Erv headed up both radio and TV news for
a while and directed TV news during some of its most dynamic
growth from a news department of about a dozen to more
than 40 when he left in the 70s. He assembled if not the
largest TV news staff in the Carolinas, then one of the
largest.
He hired the likes of C. J. Underwood (“Carolina
Camera”); John Jamison (Charlotte News and NCNB);
Joe Epley (Epley Associates-PR man); the late Ken Alvord
(NBC News); John Greene and Ben Waters (both of WRAL-TV,
Raleigh; Tom Lawrence (WRAL-TV),
who named his daughter actress Sharon Lawrence the godchild
of the Meltons; John Edgerton; Al Dale (ABC News); Bill
Ballard; Robert Hager (NBC News) and many, many others.

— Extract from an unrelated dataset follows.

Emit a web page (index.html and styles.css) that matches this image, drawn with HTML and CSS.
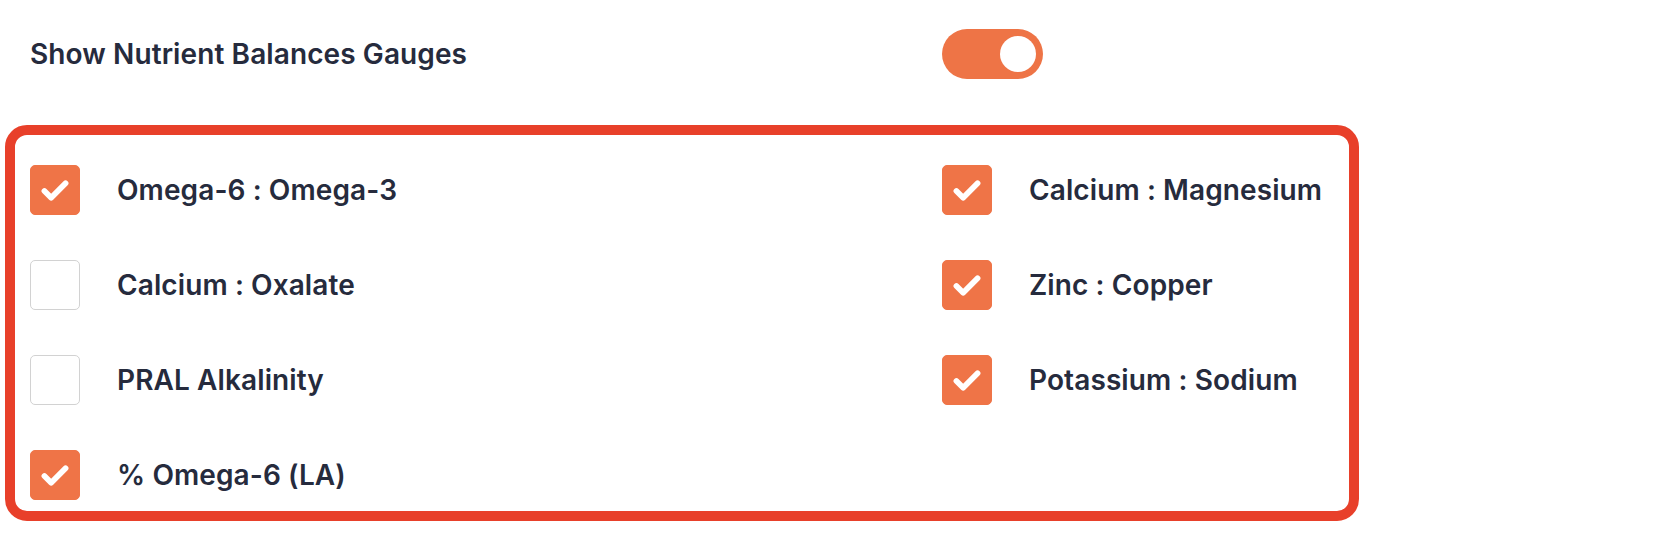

Erv, a close friend of Channel 3 President
Charles Crutchfield, raised the bar for TV news coverage
in the Carolinas and the Southeast, especially with his
coverage of the NC legislature in Raleigh, national political
conventions, live coverage of hurricanes that hit the Carolina
coast, race riots of the '60s, and live political events
in both states. Under his tenure, Doug Mayes was the 6
pm anchor; Bob Bean at 11 pm. He often produced feeds that
were used by CBS or on the Evening News with Walter Cronkite.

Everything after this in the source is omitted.